2005-01-22 Thread Jesper Juhl

I'm using a vesafb framebuffer console, and recently I've noticed an odd 
little issue. During boot recent kernels (at least 2.6.11-rc1-bk4 and 
later - I don't have earlier kernels to test atm) will break the line

vesafb: framebuffer at 0xf000, mapped to 0xe088, using 937k, total 
65536k

into two lines like this

vesafb: framebuffer at 0xf000, mapped to 0xe088, using 937k, total 6553
6k

the last two chars "6k" are put on a line by themselves. This is odd since 
there are both shorter and longer lines printed to the screen during boot, 
so it's not a "wrap at right edge of screen" thing. It's also odd since 
the code that prints this text is 

from drivers/video/vesafb.c :
printk(KERN_INFO "vesafb: framebuffer at 0x%lx, mapped to 0x%p, "
   "using %dk, total %dk\n",

That simple printk should result in a nice single line of output.


If I take a look at the boot messages with dmesg after boot, then the 
message is printed as a single line as expected.

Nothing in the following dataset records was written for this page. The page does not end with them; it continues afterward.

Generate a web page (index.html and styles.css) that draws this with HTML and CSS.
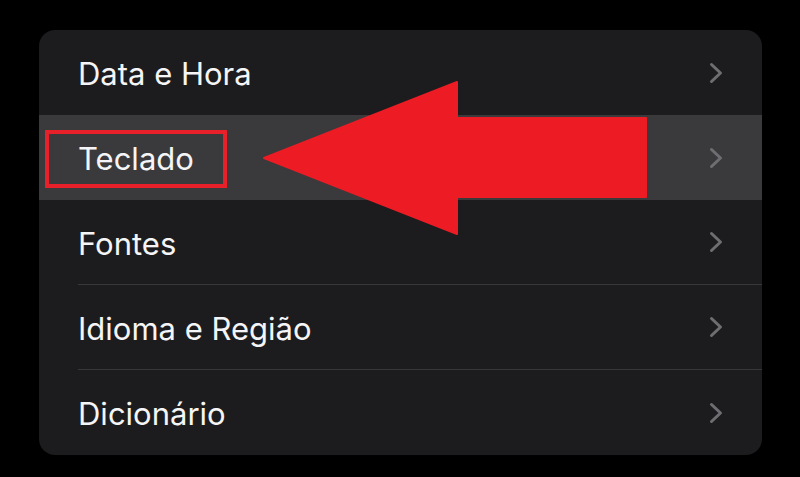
FILE: index.html
```html
<!DOCTYPE html>
<html lang="pt">
<head>
    <meta charset="UTF-8">
    <title>Geral</title>
    <link rel="stylesheet" href="styles.css">
</head>
<body>
    <div class="card">
        <div class="row">
            <div class="row-inner">
                <span class="label">Data e Hora</span>
                <svg class="chevron" viewBox="0 0 14 22"><path d="M2.5 2.5 L11.5 11 L2.5 19.5"/></svg>
            </div>
        </div>
        <div class="row active">
            <div class="row-inner">
                <span class="label">Teclado</span>
                <svg class="chevron" viewBox="0 0 14 22"><path d="M2.5 2.5 L11.5 11 L2.5 19.5"/></svg>
            </div>
        </div>
        <div class="row">
            <div class="row-inner sep">
                <span class="label">Fontes</span>
                <svg class="chevron" viewBox="0 0 14 22"><path d="M2.5 2.5 L11.5 11 L2.5 19.5"/></svg>
            </div>
        </div>
        <div class="row">
            <div class="row-inner sep">
                <span class="label">Idioma e Região</span>
                <svg class="chevron" viewBox="0 0 14 22"><path d="M2.5 2.5 L11.5 11 L2.5 19.5"/></svg>
            </div>
        </div>
        <div class="row">
            <div class="row-inner">
                <span class="label">Dicionário</span>
                <svg class="chevron" viewBox="0 0 14 22"><path d="M2.5 2.5 L11.5 11 L2.5 19.5"/></svg>
            </div>
        </div>
    </div>

    <!-- marcação em vermelho -->
    <div class="mark-box"></div>
    <svg class="mark-arrow" viewBox="0 0 800 477">
        <polygon points="264,158 457,82 457,118 646,118 646,197 457,197 457,234"/>
    </svg>
</body>
</html>
```

FILE: styles.css
```css
body {
    margin: 0;
    padding: 30px 38px 22px 39px;
    background: #000;
    font-family: 'Inter', 'Roboto', sans-serif;
    color: #f5f5f7;
    position: relative;
    height: 477px;
    box-sizing: border-box;
    overflow: hidden;
}
.card {
    background: #1c1c1e;
    border-radius: 16px;
    overflow: hidden;
}
.row {
    height: 85px;
    padding-left: 39px;
}
.row.active {
    background: #3a3a3c;
}
.row-inner {
    height: 100%;
    box-sizing: border-box;
    display: flex;
    align-items: center;
    justify-content: space-between;
    padding-right: 39px;
}
.row-inner.sep {
    border-bottom: 1px solid #38383a;
}
.label {
    font-size: 31px;
    padding-top: 2px;
}
.chevron {
    width: 14px;
    height: 22px;
}
.chevron path {
    fill: none;
    stroke: #6e6e72;
    stroke-width: 3;
    stroke-linecap: round;
    stroke-linejoin: round;
}
.mark-box {
    position: absolute;
    left: 45px;
    top: 130px;
    width: 174px;
    height: 50px;
    border: 4px solid #e8202a;
}
.mark-arrow {
    position: absolute;
    left: 0;
    top: 0;
    width: 800px;
    height: 477px;
}
.mark-arrow polygon {
    fill: #ed1c24;
    stroke: #ed1c24;
    stroke-width: 2;
    stroke-linejoin: round;
}
```
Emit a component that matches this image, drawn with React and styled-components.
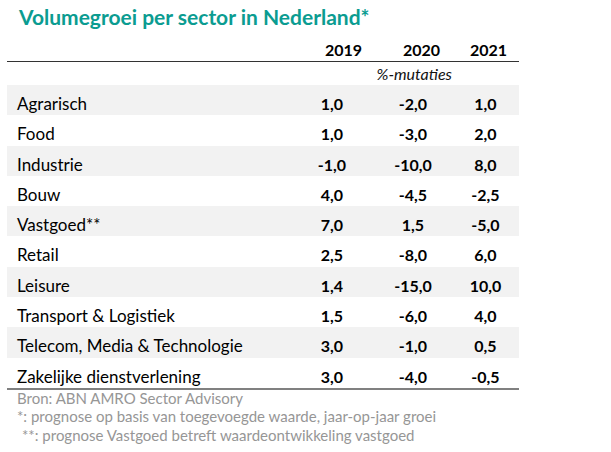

I see nothing in the source for printk, vprintk or vscnprintf that would 
cause the line to be split. 
No other messages during boot seem to get split in odd places, this is the 
only one.

So I'm wondering, what is causing this odd behaviour?


Some info that might be relevant:
-

My graphics card is a ASUS V8200 Deluxe (nvidia geforce3) :
01:05.0 VGA compatible controller: nVidia Corporation NV20 [GeForce3] (rev a3) 
(prog-if 00 [VGA])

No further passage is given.